_Records with interface code_:

────

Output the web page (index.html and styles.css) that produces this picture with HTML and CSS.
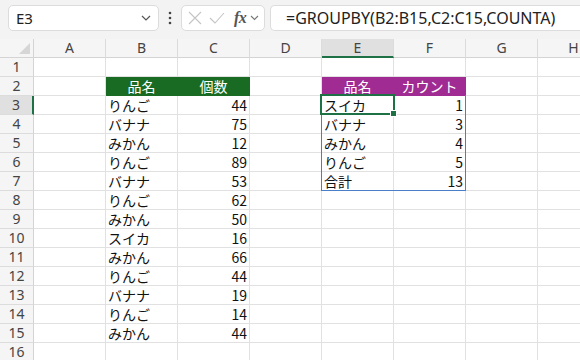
FILE: index.html
```html
<!DOCTYPE html>
<html lang="ja">
<head>
<meta charset="utf-8">
<link rel="stylesheet" href="styles.css">
</head>
<body>
<div class="app">
  <div class="toolbar">
    <div class="namebox"><span>E3</span>
      <svg class="chev" width="10" height="6" viewBox="0 0 10 6"><path d="M1 1 L5 5 L9 1" fill="none" stroke="#555" stroke-width="1.2"/></svg>
    </div>
    <div class="dots">
      <svg width="4" height="14" viewBox="0 0 4 14"><circle cx="2" cy="2" r="1.3" fill="#444"/><circle cx="2" cy="7" r="1.3" fill="#444"/><circle cx="2" cy="12" r="1.3" fill="#444"/></svg>
    </div>
    <div class="fbtns">
      <svg class="ic" width="14" height="14" viewBox="0 0 14 14"><path d="M1 1 L13 13 M13 1 L1 13" stroke="#c4c4c4" stroke-width="1.1" fill="none"/></svg>
      <svg class="ic" width="16" height="14" viewBox="0 0 16 14"><path d="M1 7 L6 12 L15 2" stroke="#c4c4c4" stroke-width="1.1" fill="none"/></svg>
      <span class="fx">fx</span>
      <svg class="chev2" width="9" height="6" viewBox="0 0 9 6"><path d="M1 1 L4.5 4.5 L8 1" fill="none" stroke="#777" stroke-width="1.1"/></svg>
    </div>
    <div class="formula">=GROUPBY(B2:B15,C2:C15,COUNTA)</div>
  </div>

  <div class="sheet">
    <div class="row hdr">
      <div class="rh corner"><span class="tri"></span></div>
      <div class="ch">A</div><div class="ch">B</div><div class="ch">C</div><div class="ch">D</div>
      <div class="ch sel">E</div><div class="ch">F</div><div class="ch">G</div><div class="ch">H</div>
    </div>
    <div class="row"><div class="rh">1</div><div class="c"></div><div class="c"></div><div class="c"></div><div class="c"></div><div class="c"></div><div class="c"></div><div class="c"></div><div class="c"></div></div>
    <div class="row"><div class="rh">2</div><div class="c"></div><div class="c g ctr">品名</div><div class="c g ctr">個数</div><div class="c"></div><div class="c p ctr">品名</div><div class="c p ctr">カウント</div><div class="c"></div><div class="c"></div></div>
    <div class="row"><div class="rh rsel">3</div><div class="c"></div><div class="c">りんご</div><div class="c n">44</div><div class="c"></div><div class="c">スイカ</div><div class="c n">1</div><div class="c"></div><div class="c"></div></div>
    <div class="row"><div class="rh">4</div><div class="c"></div><div class="c">バナナ</div><div class="c n">75</div><div class="c"></div><div class="c">バナナ</div><div class="c n">3</div><div class="c"></div><div class="c"></div></div>
    <div class="row"><div class="rh">5</div><div class="c"></div><div class="c">みかん</div><div class="c n">12</div><div class="c"></div><div class="c">みかん</div><div class="c n">4</div><div class="c"></div><div class="c"></div></div>
    <div class="row"><div class="rh">6</div><div class="c"></div><div class="c">りんご</div><div class="c n">89</div><div class="c"></div><div class="c">りんご</div><div class="c n">5</div><div class="c"></div><div class="c"></div></div>
    <div class="row"><div class="rh">7</div><div class="c"></div><div class="c">バナナ</div><div class="c n">53</div><div class="c"></div><div class="c">合計</div><div class="c n">13</div><div class="c"></div><div class="c"></div></div>
    <div class="row"><div class="rh">8</div><div class="c"></div><div class="c">りんご</div><div class="c n">62</div><div class="c"></div><div class="c"></div><div class="c"></div><div class="c"></div><div class="c"></div></div>
    <div class="row"><div class="rh">9</div><div class="c"></div><div class="c">みかん</div><div class="c n">50</div><div class="c"></div><div class="c"></div><div class="c"></div><div class="c"></div><div class="c"></div></div>
    <div class="row"><div class="rh">10</div><div class="c"></div><div class="c">スイカ</div><div class="c n">16</div><div class="c"></div><div class="c"></div><div class="c"></div><div class="c"></div><div class="c"></div></div>
    <div class="row"><div class="rh">11</div><div class="c"></div><div class="c">みかん</div><div class="c n">66</div><div class="c"></div><div class="c"></div><div class="c"></div><div class="c"></div><div class="c"></div></div>
    <div class="row"><div class="rh">12</div><div class="c"></div><div class="c">りんご</div><div class="c n">44</div><div class="c"></div><div class="c"></div><div class="c"></div><div class="c"></div><div class="c"></div></div>
    <div class="row"><div class="rh">13</div><div class="c"></div><div class="c">バナナ</div><div class="c n">19</div><div class="c"></div><div class="c"></div><div class="c"></div><div class="c"></div><div class="c"></div></div>
    <div class="row"><div class="rh">14</div><div class="c"></div><div class="c">りんご</div><div class="c n">14</div><div class="c"></div><div class="c"></div><div class="c"></div><div class="c"></div><div class="c"></div></div>
    <div class="row"><div class="rh">15</div><div class="c"></div><div class="c">みかん</div><div class="c n">44</div><div class="c"></div><div class="c"></div><div class="c"></div><div class="c"></div><div class="c"></div></div>
    <div class="row"><div class="rh">16</div><div class="c"></div><div class="c"></div><div class="c"></div><div class="c"></div><div class="c"></div><div class="c"></div><div class="c"></div><div class="c"></div></div>

    <div class="spill"></div>
    <div class="cursor"><span class="handle"></span></div>
  </div>
</div>
</body>
</html>
```

FILE: styles.css
```css
html, body {
  margin: 0;
  padding: 0;
  background: #ffffff;
}
.app {
  width: 580px;
  height: 360px;
  overflow: hidden;
  font-family: "Noto Sans", "Noto Sans CJK JP", sans-serif;
  color: #222;
}
.toolbar {
  height: 39px;
  box-sizing: border-box;
  background: #f3f3f3;
  display: flex;
  align-items: flex-start;
  padding: 5px 0 0 8px;
  white-space: nowrap;
}
.namebox {
  width: 151px;
  height: 26px;
  box-sizing: border-box;
  background: #fff;
  border: 1px solid #dcdcdc;
  border-radius: 5px;
  display: flex;
  align-items: center;
  justify-content: space-between;
  padding: 0 7px 0 7px;
  font-size: 15px;
  color: #222;
}
.dots {
  width: 22px;
  height: 26px;
  display: flex;
  align-items: center;
  justify-content: center;
}
.fbtns {
  width: 84px;
  height: 26px;
  box-sizing: border-box;
  background: #fff;
  border: 1px solid #dcdcdc;
  border-radius: 5px;
  display: flex;
  align-items: center;
  padding: 0 0 0 6px;
  gap: 7px;
}
.fx {
  font-family: "Liberation Serif", serif;
  font-style: italic;
  font-weight: bold;
  font-size: 16px;
  color: #555;
  margin-left: 2px;
  margin-right: -3px;
  letter-spacing: -0.5px;
}
.formula {
  flex: 1;
  margin-left: 5px;
  height: 26px;
  box-sizing: border-box;
  background: #fff;
  border: 1px solid #dcdcdc;
  border-right: none;
  border-radius: 5px 0 0 5px;
  padding-left: 15px;
  font-size: 16px;
  line-height: 24px;
  color: #222;
}
.sheet {
  position: relative;
}
.row {
  display: flex;
  height: 19px;
}
.rh {
  width: 34px;
  flex: none;
  box-sizing: border-box;
  background: #f5f5f5;
  border-right: 1px solid #d4d4d4;
  border-bottom: 1px solid #dcdcdc;
  font-size: 14px;
  line-height: 18px;
  text-align: center;
  color: #444;
}
.rh.rsel {
  background: #e0e0e0;
  border-right: 2px solid #1e7145;
}
.corner {
  position: relative;
  border-bottom: 1px solid #d4d4d4;
}
.tri {
  position: absolute;
  right: 3px;
  bottom: 3px;
  width: 0;
  height: 0;
  border-left: 11px solid transparent;
  border-bottom: 11px solid #d6d6d6;
}
.ch {
  width: 72px;
  flex: none;
  box-sizing: border-box;
  background: #f5f5f5;
  border-right: 1px solid #dcdcdc;
  border-bottom: 1px solid #d4d4d4;
  font-size: 14px;
  line-height: 18px;
  text-align: center;
  color: #444;
}
.ch.sel {
  background: #e0e0e0;
  border-bottom: 2px solid #1e7145;
}
.c {
  width: 72px;
  flex: none;
  box-sizing: border-box;
  border-right: 1px solid #e1e1e1;
  border-bottom: 1px solid #e1e1e1;
  font-family: "Noto Sans CJK JP", sans-serif;
  font-size: 14px;
  line-height: 18px;
  padding: 0 2px;
  overflow: hidden;
  white-space: nowrap;
  color: #111;
}
.c.n {
  text-align: right;
}
.c.ctr {
  text-align: center;
  color: #fff;
}
.c.g {
  background: #196b24;
  border-color: #196b24;
}
.c.p {
  background: #a02b93;
  border-color: #a02b93;
}
.spill {
  position: absolute;
  left: 321px;
  top: 56px;
  width: 145px;
  height: 96px;
  box-sizing: border-box;
  border: 1px solid #4a7ec8;
  border-top: none;
}
.cursor {
  position: absolute;
  left: 320px;
  top: 55px;
  width: 75px;
  height: 21px;
  box-sizing: border-box;
  border: 2px solid #1e7145;
}
.handle {
  position: absolute;
  right: -4px;
  bottom: -4px;
  width: 5px;
  height: 5px;
  background: #1e7145;
  border: 1px solid #fff;
}
```
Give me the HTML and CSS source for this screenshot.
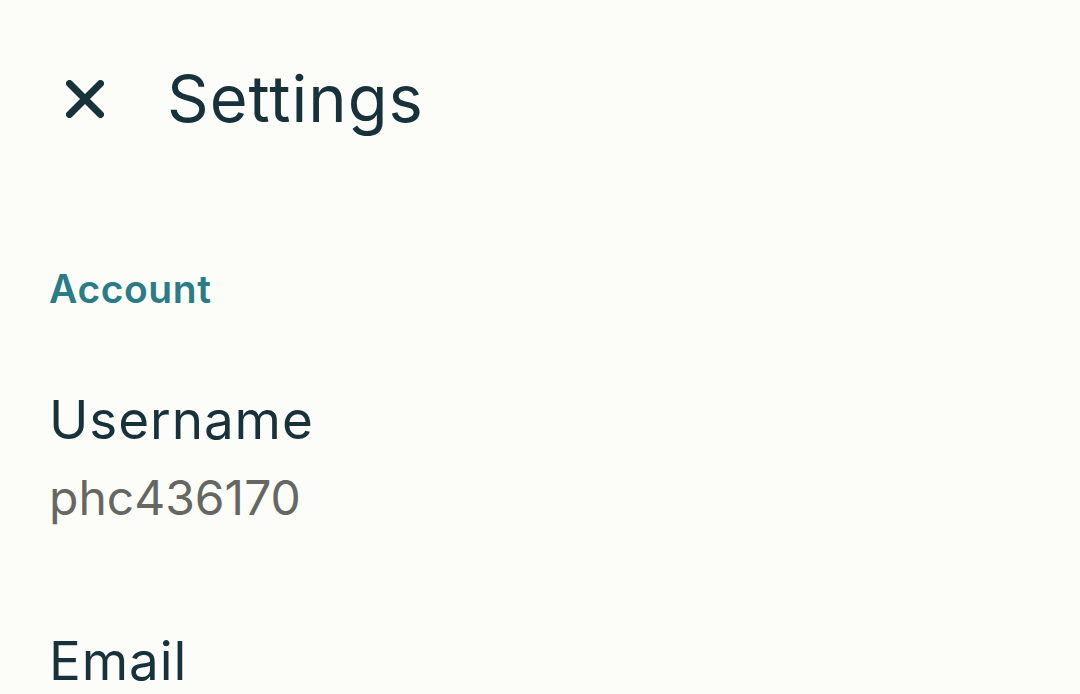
FILE: index.html
```html
<!DOCTYPE html>
<html lang="en">
<head>
    <meta charset="UTF-8">
    <meta name="viewport" content="width=device-width, initial-scale=1.0">
    <title>Settings</title>
    <link rel="stylesheet" href="styles.css">
</head>
<body>
    <div class="screen">
        <div class="topbar">
            <button class="close-btn" aria-label="Close">
                <svg viewBox="0 0 38 38" width="38" height="38">
                    <path d="M3.5 3.5 L34.5 34.5 M34.5 3.5 L3.5 34.5" stroke="currentColor" stroke-width="7" stroke-linecap="round"/>
                </svg>
            </button>
            <h1>Settings</h1>
        </div>

        <div class="section">
            <h2 class="section-title">Account</h2>

            <div class="setting">
                <div class="setting-label">Username</div>
                <div class="setting-value">phc436170</div>
            </div>

            <div class="setting">
                <div class="setting-label">Email</div>
            </div>
        </div>
    </div>
</body>
</html>
```

FILE: styles.css
```css
/* Base */
body {
    margin: 0;
    background: #fcfdf9;
    font-family: Inter, 'Liberation Sans', sans-serif;
    color: #17323a;
    overflow: hidden;
}

.screen {
    padding: 0 49px;
    height: 694px;
    box-sizing: border-box;
    overflow: hidden;
}

/* Top bar */
.topbar {
    display: flex;
    align-items: center;
    padding-top: 66px;
    margin-bottom: 138px;
}

.close-btn {
    background: none;
    border: none;
    padding: 0;
    margin-left: 17px;
    width: 38px;
    height: 38px;
    color: #17323a;
    display: flex;
}

.close-btn svg {
    width: 38px;
    height: 38px;
}

.topbar h1 {
    margin: 0 0 0 63px;
    font-size: 65px;
    font-weight: 400;
    line-height: 1;
    letter-spacing: 1px;
}

/* Sections */
.section-title {
    margin: 0 0 29px;
    font-size: 39px;
    font-weight: 600;
    color: #2a7c86;
    line-height: 1;
    letter-spacing: 0.6px;
}

.setting {
    padding: 52px 0;
}

.setting:last-child {
    padding-bottom: 0;
}

.setting-label {
    font-size: 53px;
    line-height: 1.2;
    letter-spacing: 0.9px;
}

.setting-value {
    margin-top: 16px;
    font-size: 48px;
    color: #666762;
    line-height: 1.2;
}
```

────

_SHORT TASK_:
Gather every line containing the word "this" and copy it.

_WRITTEN ANSWER_:
Output the web page (index.html and styles.css) that produces this picture with HTML and CSS.
Give me the HTML and CSS source for this screenshot.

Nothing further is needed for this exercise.